I am one of the fortunate ones. I have friends and family who are ready and often waiting for a good sit-down chat, whether it be at the kitchen table, in a coffee shop, lunch in a quiet restaurant, or on the ether pages in this modern world.

I think, these days, with family and friends oftentimes far away, or too busy to catch their breaths, that the internet has become a virtual clothesline. We hang our laundry up to dry and hope that, perhaps, a neighbor or two will wander by for a spell while we clip the clothespins on.

While I am writing, I often have a cup of tea or a mug of coffee at my side, and I think about you, dear reader. Do you read with a favored cuppa nearby? Are you in business attire, your pajamas, a pair of jeans and a sweatshirt? Do you chew on a cookie or a piece of fruit as you turn your virtual pages with a click that comes as sure as your next breath, traveling here and there around the blogosphere?

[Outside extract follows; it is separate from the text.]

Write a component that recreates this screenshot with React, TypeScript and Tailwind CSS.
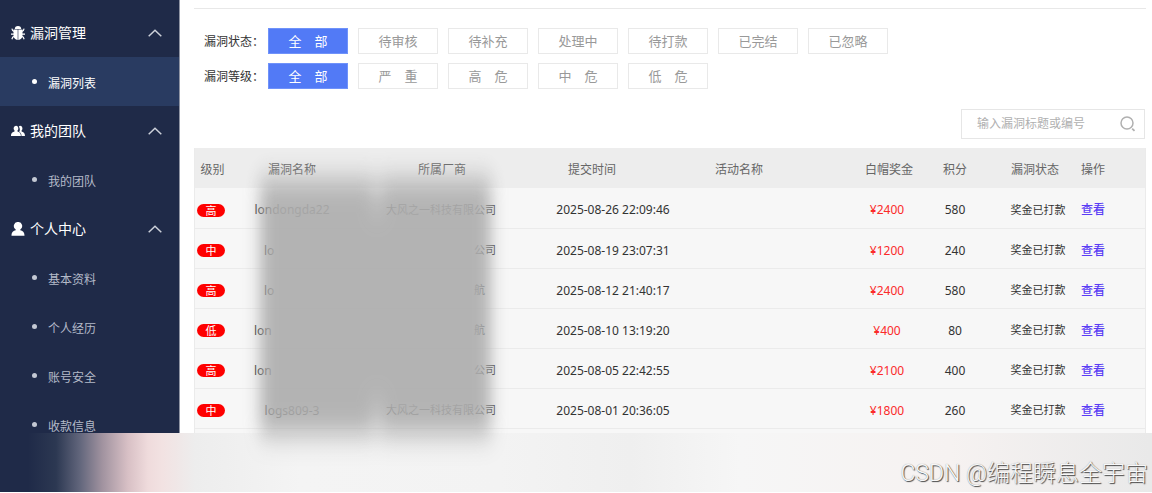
import React from "react";

type MenuGroup = { title: string; icon: React.ReactNode; items: string[] };

const BugIcon = () => (
  <svg viewBox="0 0 14 14" className="size-[14px]" aria-hidden="true">
    <path d="M3.800 3a3.200 3 0 0 1 6.400 0z" fill="#fff" />
    <path d="M2.500 3.600h4.200v10.400C4.200 13.800 2.500 12 2.500 9.500zM7.300 3.600h4.200v5.900c0 2.500-1.700 4.300-4.200 4.500z" fill="#fff" />
    <path d="M.9 2.600l.8 2 1.600.9M0 8.200h3M.9 13.300l.8-2.200 1.700-.8M13.100 2.600l-.8 2-1.600.9M14 8.200h-3M13.100 13.300l-.8-2.200-1.700-.8" stroke="#fff" strokeWidth="1.200" fill="none" />
  </svg>
);

const TeamIcon = () => (
  <svg viewBox="0 0 14 14" className="size-[14px]" aria-hidden="true">
    <path d="M9.300 1.800a2.400 2.600 0 0 1 1.300 4.600v1c1.500.5 3.400 1.300 3.400 4.500h-3.500c-.1-2.600-1-3.400-2.300-4 .9-1.500.9-4.100-.4-5.200.4-.6 1-.9 1.500-.9z" fill="#fff" />
    <path d="M5.200 1.800a2.400 2.600 0 0 1 1.300 4.600v1c1.600.5 3.400 1.300 3.400 4.500H0c0-3.200 1.900-4 3.500-4.500v-1a2.500 2.600 0 0 1 1.700-4.600z" fill="#fff" />
  </svg>
);

const UserIcon = () => (
  <svg viewBox="0 0 14 14" className="size-[14px]" aria-hidden="true">
    <path d="M7 0a3.900 4 0 0 1 2.300 7.400v.8c2.200.5 4.200 1.600 4.200 5.500H.5c0-3.900 2-5 4.200-5.500v-.8A3.900 4 0 0 1 7 0z" fill="#fff" />
  </svg>
);

const Chevron = () => (
  <svg viewBox="0 0 14 8" className="h-[8px] w-[14px]" aria-hidden="true">
    <path d="M.7 7.200L7 1.200l6.300 6" stroke="#cdd1da" strokeWidth="1.500" fill="none" />
  </svg>
);

const menu: MenuGroup[] = [
  { title: "漏洞管理", icon: <BugIcon />, items: ["漏洞列表"] },
  { title: "我的团队", icon: <TeamIcon />, items: ["我的团队"] },
  { title: "个人中心", icon: <UserIcon />, items: ["基本资料", "个人经历", "账号安全", "收款信息"] },
];

const filters = [
  { label: "漏洞状态：", options: ["全　部", "待审核", "待补充", "处理中", "待打款", "已完结", "已忽略"] },
  { label: "漏洞等级：", options: ["全　部", "严　重", "高　危", "中　危", "低　危"] },
];

const rows = [
  { level: "高", name: "londongda22", vendor: "大风之一科技有限公司", time: "2025-08-26 22:09:46", bounty: "¥2400", points: 580 },
  { level: "中", name: "lo", vendor: "公司", time: "2025-08-19 23:07:31", bounty: "¥1200", points: 240 },
  { level: "高", name: "lo", vendor: "航", time: "2025-08-12 21:40:17", bounty: "¥2400", points: 580 },
  { level: "低", name: "lon", vendor: "航", time: "2025-08-10 13:19:20", bounty: "¥400", points: 80 },
  { level: "高", name: "lon", vendor: "公司", time: "2025-08-05 22:42:55", bounty: "¥2100", points: 400 },
  { level: "中", name: "logs809-3", vendor: "大风之一科技有限公司", time: "2025-08-01 20:36:05", bounty: "¥1800", points: 260 },
];

function Sidebar() {
  return (
    <nav className="w-[180px] shrink-0 border-r border-[#8f94a3] bg-[#1f2a48] pt-2">
      {menu.map((group, g) => (
        <section key={group.title}>
          <button type="button" className="flex h-[49px] w-full items-center gap-[5px] pr-[17px] pl-[11px] text-[14px] text-white">
            {group.icon}
            <span>{group.title}</span>
            <span className="ml-auto"><Chevron /></span>
          </button>
          <ul>
            {group.items.map((item) => (
              <li key={item}>
                <a
                  href="#"
                  className={`flex h-[49px] items-center gap-[11px] pl-8 text-[12px] ${g === 0 ? "bg-[#293b61] text-white" : "text-[#b4bac8]"}`}
                >
                  <span className={`size-[5px] rounded-full ${g === 0 ? "bg-white" : "bg-[#c3c8d3]"}`} />
                  <span className="pt-1">{item}</span>
                </a>
              </li>
            ))}
          </ul>
        </section>
      ))}
    </nav>
  );
}

function Filters() {
  return (
    <div className="flex flex-col gap-[9px] pt-[19px] pl-[10px]">
      {filters.map((f) => (
        <div key={f.label} className="flex items-center" role="group" aria-label={f.label}>
          <span className="w-16 shrink-0 pt-[2px] text-[12px] whitespace-nowrap text-[#333]">{f.label}</span>
          <div className="flex gap-[10px]">
            {f.options.map((o, i) => (
              <button
                key={o}
                type="button"
                className={`h-[26px] w-20 border text-[13px] leading-none ${i === 0 ? "border-[#6f92fa] bg-[#527af6] text-white" : "border-[#e9e9e9] bg-white text-[#999]"}`}
              >
                {o}
              </button>
            ))}
          </div>
        </div>
      ))}
    </div>
  );
}

function SearchBox() {
  return (
    <form className="mt-5 mr-px ml-auto flex h-[30px] w-[184px] items-center border border-[#e6e6e6] pr-2 pl-[15px]" role="search">
      <input
        type="search"
        aria-label="搜索漏洞"
        placeholder="输入漏洞标题或编号"
        className="min-w-0 flex-1 bg-transparent text-[12px] text-[#333] outline-none placeholder:text-[#b0b0b0]"
      />
      <button type="button" aria-label="搜索">
        <svg viewBox="0 0 16 16" className="size-4" aria-hidden="true">
          <circle cx="7" cy="7" r="6" stroke="#b0b0b0" strokeWidth="1.500" fill="none" />
          <path d="M12.200 12.600l2.300 2.200" stroke="#b0b0b0" strokeWidth="1.800" />
        </svg>
      </button>
    </form>
  );
}

function Redaction() {
  return (
    <svg className="pointer-events-none absolute top-[-40px] left-0 z-10 h-[400px] w-[400px]" viewBox="0 0 400 400" aria-hidden="true">
      <defs>
        <filter id="soft" x="-50%" y="-50%" width="200%" height="200%">
          <feGaussianBlur stdDeviation="8 14" />
        </filter>
      </defs>
      <g filter="url(#soft)" fill="#aeaeae" opacity="0.93">
        <rect x="65" y="71" width="115" height="256" />
        <rect x="184" y="71" width="112" height="256" />
        <rect x="179" y="100" width="6" height="196" />
      </g>
    </svg>
  );
}

function BugTable() {
  return (
    <div className="relative mt-[9px] flex-1 border-x border-[#ebebeb] bg-[#f7f7f7]">
      <table className="w-full table-fixed border-collapse text-center text-[12px] whitespace-nowrap">
        <colgroup>
          <col className="w-[35px]" />
          <col className="w-[124px]" />
          <col className="w-[176px]" />
          <col className="w-[166px]" />
          <col />
          <col className="w-[64px]" />
          <col className="w-[68px]" />
          <col className="w-[92px]" />
          <col className="w-[64px]" />
        </colgroup>
        <thead>
          <tr className="h-[40px] bg-[#ededed] text-[#666] [&>th]:pt-[3px] [&>th]:font-normal">
            <th>级别</th>
            <th>漏洞名称</th>
            <th>所属厂商</th>
            <th className="pr-[42px]">提交时间</th>
            <th className="pl-[19px] text-left">活动名称</th>
            <th>白帽奖金</th>
            <th>积分</th>
            <th>漏洞状态</th>
            <th className="text-left">操作</th>
          </tr>
        </thead>
        <tbody>
          {rows.map((r) => (
            <tr key={r.time} className="h-[40px] border-b border-[#ebebeb] text-[#333] [&>td]:pt-[5px]">
              <td className="pl-[2px] text-left">
                <span className="flex h-[13px] w-7 items-center justify-center rounded-full bg-[#fe0000] text-[11px] leading-none text-white">{r.level}</span>
              </td>
              <td className={r.name.length > 4 ? "" : r.name === "lo" ? "pl-[34px] text-left" : "pl-[24px] text-left"}>{r.name}</td>
              <td className={`text-right text-[11px] ${r.vendor === "航" ? "pr-[45px]" : "pr-[34px]"}`}>{r.vendor}</td>
              <td>{r.time}</td>
              <td></td>
              <td className="pr-[4px] text-[#fb2a2a]">{r.bounty}</td>
              <td>{r.points}</td>
              <td className="pl-[6px] text-[11px]">奖金已打款</td>
              <td className="text-left">
                <a href="#" className="font-medium text-[#5a3cf5]">查看</a>
              </td>
            </tr>
          ))}
        </tbody>
      </table>
      <Redaction />
    </div>
  );
}

export default function App() {
  return (
    <div className="bg-white font-['Noto_Sans','Noto_Sans_CJK_SC',sans-serif]">
      <div className="flex">
        <Sidebar />
        <main className="flex min-w-0 flex-1 flex-col pt-2 pr-[6px] pl-[14px]">
          <hr className="border-[#e8e8e8]" />
          <Filters />
          <SearchBox />
          <BugTable />
        </main>
      </div>
      <footer className="relative -mt-4 flex h-[59px] items-end justify-end bg-[linear-gradient(90deg,#1f2a48_0,#1f2a48_28px,#2c3852_56px,#62667c_80px,#a0929f_102px,#d8c0c5_128px,#efdbdc_148px,#f2e2e2_162px,#ededed_195px,#f4f4f4_300px,#f3f3f3_500px,#efefef_630px,#f6f6f6_740px,#f6f2f1_950px,#e9e9e9_1150px)] pr-1">
        <p className="font-['Roboto','Noto_Sans_CJK_SC',sans-serif] text-[23px] leading-[36px] font-light whitespace-nowrap text-[#f8f8f8] [text-shadow:1px_1px_1px_#444,0_0_1px_#999]">CSDN @编程瞬息全宇宙</p>
      </footer>
    </div>
  );
}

I am a “people person”. I love to strike up conversations with my best of friends – or the librarian checking out my latest read. You never know what you will learn on these verbal forays. For instance, the cashier at Walgreens, who recognizes me as the lady who sometimes comes in to buy their dollar molasses cookies, shared with me that a local fast food/ice cream stand purchases the very same cookies to make the ice cream sandwiches they sell. The gals and guys at the Jewel always take the time to ask how I am – and care.  Once, my address visible while paying with a check, a cashier asked me if I knew Jim and Connie who live on my street. Indeed, I did. It was their house we bought. I swear, if there had not been other customers in the queue,  we would be talking still about what nice people they are.

Well, the kettle is whistling and I need to ice my old knee, so, I guess it is time to stop.

Thank you, forever and always, for wandering by for a spell. I always enjoy our chats.